In March 2024, Bhatt stepped down as Chief Creative Officer and marketing chief of stock trading app Robinhood, which he’d held since moving on from his co-CEO role in 2020. Bhatt cofounded Robinhood with CEO Vlad Tenev, who he met when they were both physics students at Stanford, in 2013 and he remains on the board. His impetus to leave, he said, was because he was “just too passionate about wanting to make something like this happen.” Bhatt’s father worked for NASA throughout his childhood, he said, and “I thought I was going to be a mathematician or a physicist someday.”

Right now, Bhatt plans to fund the company from his own fortune, which Forbes estimates to be over $1.5 billion. That will carry the company through its first mission: a satellite to test and demonstrate the company’s technology, which it plans to launch in the first quarter of 2025.
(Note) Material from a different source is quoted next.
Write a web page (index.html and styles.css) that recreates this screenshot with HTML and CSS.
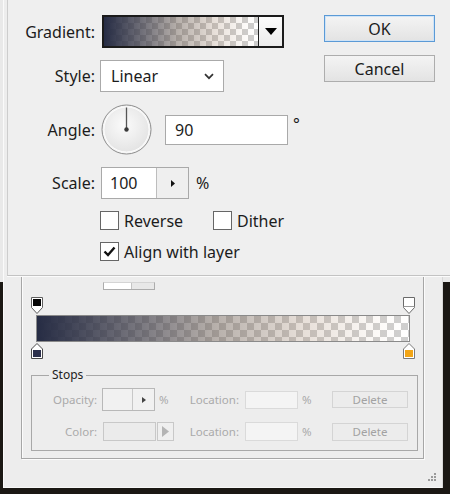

After that, Bhatt acknowledges that the project is “going to require a lot of outside capital,” which may come from the private sector but may also involve government funding. The company has been talking to the Department of Defense, he added, which may have interest in using Aetherflux’s power solution for remote base locations or on the battlefield. Initially, the company will explore these types of operations as well as other customer applications where power infrastructure is difficult to build, such as remote mining operations.

Bhatt sees his company as part of a shift in the way orbital infrastructure can support life on the ground. “We’re entering an era of space exploration that is going to become totally different in the next five to 10 years,” he said. “And I think when you have that sort of paradigm change, the benefits of doing this in orbit really start to become clear–but we still have to prove that out.”